TO DO
Draw out every line with the word "React" from the listing below.

'''

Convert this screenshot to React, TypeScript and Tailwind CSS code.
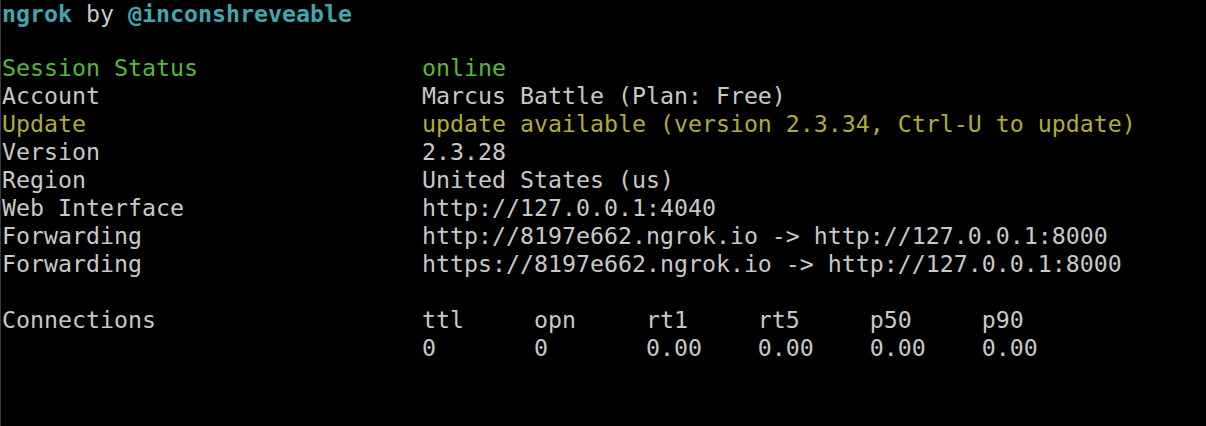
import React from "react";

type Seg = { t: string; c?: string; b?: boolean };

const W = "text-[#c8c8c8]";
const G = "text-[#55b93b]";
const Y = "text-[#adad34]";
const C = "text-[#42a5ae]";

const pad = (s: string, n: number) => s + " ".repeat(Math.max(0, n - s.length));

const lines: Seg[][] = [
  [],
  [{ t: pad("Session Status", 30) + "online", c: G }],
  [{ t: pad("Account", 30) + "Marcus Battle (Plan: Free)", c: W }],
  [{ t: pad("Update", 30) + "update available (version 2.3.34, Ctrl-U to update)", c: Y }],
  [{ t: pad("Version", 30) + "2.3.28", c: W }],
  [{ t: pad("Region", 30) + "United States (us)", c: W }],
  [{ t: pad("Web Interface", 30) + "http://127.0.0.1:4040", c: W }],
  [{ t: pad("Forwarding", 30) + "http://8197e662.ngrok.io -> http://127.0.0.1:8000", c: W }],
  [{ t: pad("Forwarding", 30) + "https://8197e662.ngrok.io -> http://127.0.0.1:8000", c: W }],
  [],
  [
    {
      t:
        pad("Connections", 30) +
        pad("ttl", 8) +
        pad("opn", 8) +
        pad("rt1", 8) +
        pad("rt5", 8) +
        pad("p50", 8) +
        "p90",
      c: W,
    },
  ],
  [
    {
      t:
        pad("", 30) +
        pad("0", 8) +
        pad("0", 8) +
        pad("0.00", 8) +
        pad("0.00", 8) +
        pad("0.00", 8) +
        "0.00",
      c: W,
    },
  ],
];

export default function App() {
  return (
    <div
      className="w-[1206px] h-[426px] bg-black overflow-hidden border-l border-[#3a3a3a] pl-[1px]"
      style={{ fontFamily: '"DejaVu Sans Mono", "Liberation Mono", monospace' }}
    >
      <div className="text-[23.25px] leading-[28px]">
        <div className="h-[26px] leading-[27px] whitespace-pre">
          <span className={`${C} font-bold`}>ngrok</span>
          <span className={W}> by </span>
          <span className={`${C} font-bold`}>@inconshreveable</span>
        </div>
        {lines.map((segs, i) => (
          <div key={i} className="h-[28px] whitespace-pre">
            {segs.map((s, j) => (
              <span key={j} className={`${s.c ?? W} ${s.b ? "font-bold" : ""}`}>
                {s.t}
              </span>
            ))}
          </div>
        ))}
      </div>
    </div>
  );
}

'''

ANSWER FOR THIS EXERCISE
Convert this screenshot to React, TypeScript and Tailwind CSS code.
import React from "react";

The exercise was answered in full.